Similarly Druid allows for implementing your own storage types, none of these are included in the open source offering yet, but one example of something we maintain at Metamarkets for our dashboard product is a HyperLogLog column type that can be used for approximation of uniques.

I’m guessing that ParAccel only allows you to do things that are representable via SQL (or maybe even some PL/SQL-style “stored procedure” library).  Their website does indicate that they have an “Extensibility Framework” but I haven’t really read the details of what that does and does not allow you to do.

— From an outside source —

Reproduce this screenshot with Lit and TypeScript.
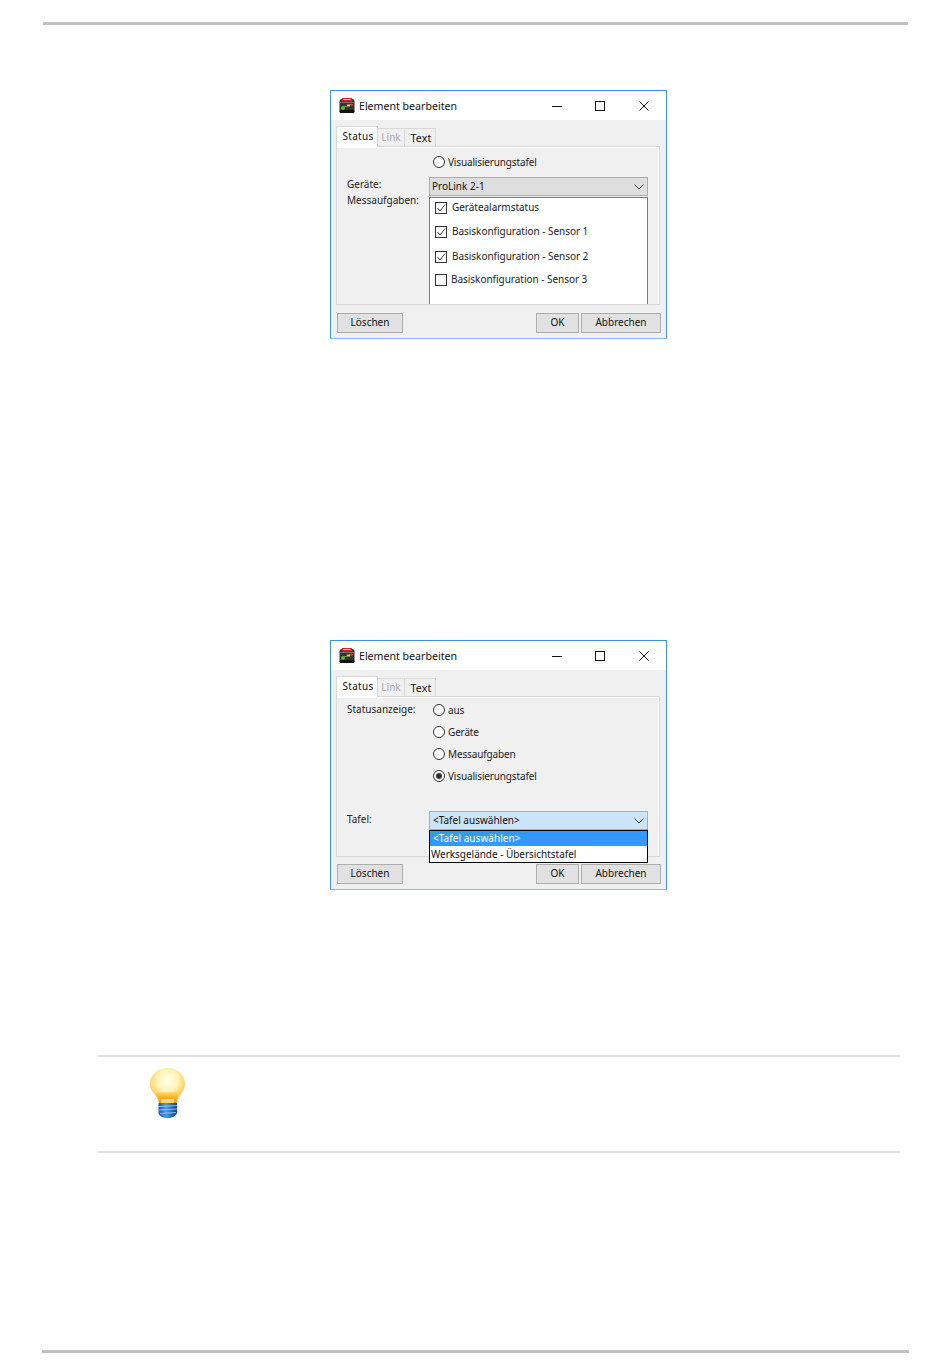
import { LitElement, html, css, svg } from "lit";
import { customElement, property } from "lit/decorators.js";

const appIcon = html`<svg class="app-icon" viewBox="0 0 16 15" aria-hidden="true">
  <rect x="0.5" y="1" width="15" height="14" rx="2.5" fill="#333"/>
  <rect x="3" y="0" width="10" height="3.5" fill="#d7242c"/>
  <rect x="4.500" y="1" width="7" height="1" fill="#f6d6d6"/>
  <rect x="0.5" y="4" width="15" height="1" fill="#777"/>
  <rect x="0.5" y="12" width="15" height="3" rx="1.5" fill="#111"/>
  <path d="M2 10 L8 8 L13 6" stroke="#8a8a5a" stroke-width="1" fill="none"/>
  <circle cx="4" cy="10" r="2" fill="#62b62e"/>
  <rect x="8" y="6.500" width="3" height="2" fill="#f0d030"/>
  <rect x="11.500" y="6" width="2.500" height="1.500" fill="#e0452c"/>
</svg>`;

const chevron = html`<svg class="chev" viewBox="0 0 10 6" aria-hidden="true"><path d="M0.5 0.5 L5 5 L9.5 0.5" fill="none" stroke="#444" stroke-width="1"/></svg>`;

const bulb = svg`<svg class="bulb" viewBox="0 0 38 50" aria-hidden="true">
  <defs>
    <radialGradient id="glass" cx="0.5" cy="0.36" r="0.62">
      <stop offset="0" stop-color="#fffef0"/>
      <stop offset="0.5" stop-color="#fff4b0"/>
      <stop offset="0.82" stop-color="#fdcf68"/>
      <stop offset="1" stop-color="#eeac6c"/>
    </radialGradient>
    <linearGradient id="neck" x1="0" y1="0" x2="0" y2="1">
      <stop offset="0" stop-color="#fdd25e" stop-opacity="0"/>
      <stop offset="0.45" stop-color="#fbbb30"/>
      <stop offset="1" stop-color="#ee9408"/>
    </linearGradient>
    <linearGradient id="base" x1="0" y1="0" x2="1" y2="0">
      <stop offset="0" stop-color="#1c53a8"/>
      <stop offset="0.4" stop-color="#4c9be6"/>
      <stop offset="1" stop-color="#143f8c"/>
    </linearGradient>
  </defs>
  <path d="M18.5 0 C28.5 0 36 7 36 16 C36 24 29 27 27.5 35 L10 35 C8.500 27 1 24 1 16 C1 7 8.500 0 18.500 0 Z" fill="url(#glass)"/>
  <path d="M5 22 C8 25 10 23 14 24 L23 24 C27 23 29 25 32 22 C30 27 27.500 30 27.500 35 L10 35 C10 30 7 27 5 22 Z" fill="url(#neck)"/>
  <rect x="12" y="31" width="13" height="4" fill="#fbe9a0" opacity="0.75"/>
  <path d="M9.500 35 L28 35 L28 45 C27 48 23 50 18.500 50 C14 50 10 48 9.500 45 Z" fill="url(#base)"/>
  <path d="M10 38.500 L28 37.500 M10 42 L28 41 M11 45.500 L27 44.500" stroke="#a8d0f4" stroke-width="1" opacity="0.8"/>
</svg>`;

@customElement("app-root")
export class AppRoot extends LitElement {
  @property({ type: Array }) sensors = [
    { label: "Gerätealarmstatus", checked: true },
    { label: "Basiskonfiguration - Sensor 1", checked: true },
    { label: "Basiskonfiguration - Sensor 2", checked: true },
    { label: "Basiskonfiguration - Sensor 3", checked: false },
  ];

  static styles = css`
    :host { display: block; min-height: 1370px; background: #fff; font-family: "Noto Sans", "Liberation Sans", sans-serif; font-size: 10px; color: #222; }
    .page { display: flex; flex-direction: column; align-items: flex-start; }
    .rule { background: #c0c0c0; height: 3px; }
    .rule.top { margin: 22px 0 0 43px; width: 865px; }
    .rule.bottom { margin: 197px 0 0 42px; width: 867px; }

    .dialog { width: 337px; margin-left: 330px; border: 1px solid #3f93d6; border-bottom-color: #86bce8; box-sizing: border-box; background: #f0f0f0; position: relative; }
    .first { margin-top: 65px; height: 249px; }
    .second { margin-top: 301px; height: 250px; }

    .titlebar { height: 29px; background: #fff; display: flex; align-items: center; padding-left: 8px; }
    .app-icon { width: 16px; height: 15px; margin-right: 4px; flex: none; }
    .title { font-size: 10.6px; color: #111; flex: 1; }
    .wc { width: 44px; height: 29px; display: flex; align-items: center; justify-content: center; flex: none; box-sizing: border-box; }
    .wc svg { width: 10px; height: 10px; }
    .wc.min { padding-left: 2px; }

    .body { padding: 6px 5px 0; }
    .tabs { display: flex; height: 20px; align-items: flex-end; }
    .tab { box-sizing: border-box; height: 18px; border: 1px solid #d9d9d9; border-bottom: none; border-left: none; display: flex; align-items: center; justify-content: center; background: #f0f0f0; padding-bottom: 1px; }
    .tab.status { width: 42px; height: 21px; border-left: 1px solid #d9d9d9; background: #fff; margin-bottom: -1px; position: relative; z-index: 1; color: #111; letter-spacing: 0.3px; padding: 0 0 3px 2px; }
    .tab.link { width: 27px; color: #a8a8a8; }
    .tab.text { width: 31px; color: #111; font-size: 10.6px; letter-spacing: 0.2px; padding: 1px 0 0 2px; }

    .panel { box-sizing: border-box; width: 324px; border: 1px solid #d9d9d9; box-shadow: inset 0 1px #fff, inset -1px 0 #fff; background: #f0f0f0; overflow: hidden; }
    .first .panel { height: 159px; padding: 4px 0 0 10px; }
    .second .panel { height: 161px; padding: 2px 0 0 10px; }

    .line { display: grid; grid-template-columns: 82px 219px; align-items: center; }
    .line-label { padding-bottom: 2px; line-height: 13px; }
    .radio-line { height: 22px; }
    .radio { display: flex; align-items: center; padding-left: 4px; gap: 3px; letter-spacing: -0.15px; }
    .radio i { width: 12px; height: 12px; border: 1px solid #333; border-radius: 50%; background: #fff; box-sizing: border-box; display: flex; align-items: center; justify-content: center; flex: none; }
    .radio i.on::after { content: ""; width: 6px; height: 6px; border-radius: 50%; background: #333; }

    .combo { box-sizing: border-box; height: 19px; background: #dedede; border: 1px solid #adadad; display: flex; align-items: center; justify-content: space-between; padding: 0 3px 0 2px; color: #111; }
    .combo > span { padding-bottom: 2px; }
    .combo.open { background: #cce4f7; border-color: #8fb4d6; padding-left: 3px; }
    .chev { width: 10px; height: 6px; flex: none; }
    .device { margin-top: 4px; }
    .device .line-label { padding-bottom: 5px; }

    .list-line { align-items: start; margin-top: 1px; }
    .list-label { line-height: 13px; margin-top: -3px; }
    .list { box-sizing: border-box; height: 110px; background: #fff; border: 1px solid #7a7a7a; border-bottom: none; padding: 3px 0 0 5px; }
    .item { display: flex; align-items: center; gap: 5px; height: 14px; margin-top: 10px; }
    .item > span:last-child { padding-bottom: 2px; letter-spacing: -0.03px; }
    .item:first-child { margin-top: 0; }
    .item:nth-child(3) { margin-top: 11px; }
    .item:nth-child(4) { margin-top: 9px; gap: 4px; }
    .box { width: 12px; height: 12px; box-sizing: border-box; border: 1px solid #333; background: #fff; flex: none; display: flex; }
    .box svg { width: 10px; height: 10px; }

    .board { margin-top: 24px; }
    .board .line-label { padding-bottom: 3px; }
    .dropdown { position: absolute; left: 98px; top: 189px; box-sizing: border-box; width: 219px; height: 33px; border: 1px solid #000; background: #fff; z-index: 2; color: #111; }
    .opt { height: 15px; display: flex; align-items: center; padding: 0 0 2px 1px; box-sizing: border-box; margin-bottom: 1px; letter-spacing: -0.03px; }
    .opt.sel { background: #3399ff; color: #fff; padding-left: 3px; letter-spacing: 0.05px; }

    .buttons { display: flex; margin: 0 0 0 1px; width: 324px; }
    .first .buttons { margin-top: 8px; }
    .second .buttons { margin-top: 7px; }
    .btn { box-sizing: border-box; height: 20px; background: #e1e1e1; border: 1px solid #adadad; display: flex; align-items: center; justify-content: center; color: #111; padding-bottom: 2px; }
    .btn.del { width: 66px; margin-right: auto; }
    .btn.ok { width: 43px; margin-right: 2px; }
    .btn.cancel { width: 80px; }

    .note { box-sizing: border-box; margin: 165px 0 0 97px; width: 803px; height: 98px; border-top: 2px solid #e2e2e2; border-bottom: 2px solid #e2e2e2; padding: 11px 0 0 52px; }
    .bulb { display: block; width: 38px; height: 50px; filter: blur(0.3px); }
  `;

  private winControls() {
    return html`
      <div class="wc min"><svg viewBox="0 0 10 10"><path d="M0 5.500 H10" stroke="#111"/></svg></div>
      <div class="wc"><svg viewBox="0 0 10 10"><rect x="0.500" y="0.500" width="9" height="9" fill="none" stroke="#111"/></svg></div>
      <div class="wc"><svg viewBox="0 0 10 10"><path d="M0.500 0.500 L9.500 9.500 M9.500 0.500 L0.500 9.500" stroke="#111"/></svg></div>`;
  }

  private frame(cls: string, content: unknown, overlay: unknown = null) {
    return html`<section class="dialog ${cls}">
      <div class="titlebar">${appIcon}<span class="title">Element bearbeiten</span>${this.winControls()}</div>
      <div class="body">
        <div class="tabs">
          <div class="tab status">Status</div>
          <div class="tab link">Link</div>
          <div class="tab text">Text</div>
        </div>
        <div class="panel">${content}</div>
        <div class="buttons">
          <div class="btn del">Löschen</div>
          <div class="btn ok">OK</div>
          <div class="btn cancel">Abbrechen</div>
        </div>
      </div>
      ${overlay}
    </section>`;
  }

  private radioLine(label: string, text: string, on = false) {
    return html`<div class="line radio-line"><span class="line-label">${label}</span>
      <span class="radio"><i class=${on ? "on" : ""}></i>${text}</span></div>`;
  }

  private firstDialog() {
    const tick = html`<svg viewBox="0 0 10 10"><path d="M1.500 5 L4 8 L9 1.500" fill="none" stroke="#444" stroke-width="1"/></svg>`;
    return this.frame("first", html`
      ${this.radioLine("", "Visualisierungstafel")}
      <div class="line device"><span class="line-label">Geräte:</span><div class="combo"><span>ProLink 2-1</span>${chevron}</div></div>
      <div class="line list-line"><span class="list-label">Messaufgaben:</span>
        <div class="list">
          ${this.sensors.map((s) => html`<div class="item"><span class="box">${s.checked ? tick : null}</span><span>${s.label}</span></div>`)}
        </div>
      </div>`);
  }

  private secondDialog() {
    return this.frame("second", html`
      ${this.radioLine("Statusanzeige:", "aus")}
      ${this.radioLine("", "Geräte")}
      ${this.radioLine("", "Messaufgaben")}
      ${this.radioLine("", "Visualisierungstafel", true)}
      <div class="line board"><span class="line-label">Tafel:</span><div class="combo open"><span>&lt;Tafel auswählen&gt;</span>${chevron}</div></div>`,
      html`<div class="dropdown">
        <div class="opt sel">&lt;Tafel auswählen&gt;</div>
        <div class="opt">Werksgelände - Übersichtstafel</div>
      </div>`);
  }

  render() {
    return html`<div class="page">
      <div class="rule top"></div>
      ${this.firstDialog()}
      ${this.secondDialog()}
      <div class="note">${bulb}</div>
      <div class="rule bottom"></div>
    </div>`;
  }
}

6) Real-time data ingestion

Druid supports loading and aggregating data in real-time and separating the concerns of that load from the “historical” processing concerns of the “data warehouse.”  I do not know how ParAccel loads data, but I assume that for high volume streams they would recommend doing a batch ingestion at a regular interval.

So, in summary, the differences in functionality can be summed up into the use case.  Druid was built as a front-office system to power an always-on SaaS offering.  Downtime is a naughty word in our world and we’ve architected so that we do not have to take downtime, ever.  We’ve also made design decisions that favor operating the infrastructure as a service instead of optimizing for complex joins, so things like allowing us to replicate more to handle hotspots and scaling by adding/removing machines rather than staging a new parallel cluster.  ParAccel is built as a back-office system to power internal BI.  It offers more “database” functionality and integration with tools built on top of ODBC/JDBC+SQL.

Druid’s sweet spot is its ability to power a data-based product and scale out in the ways you need a service that is directly visible to your customers to scale.  ParAccel is a direct competitor with the likes of Vertica, Teradata, Greenplum, etc.  And Redshift adds a lot of operational simplification to that equation, but it is too early to say if those simplifications will make it a contender as a proper customer-facing service or if they are just tools that greatly simplify the management and operation of a back-office data warehouse.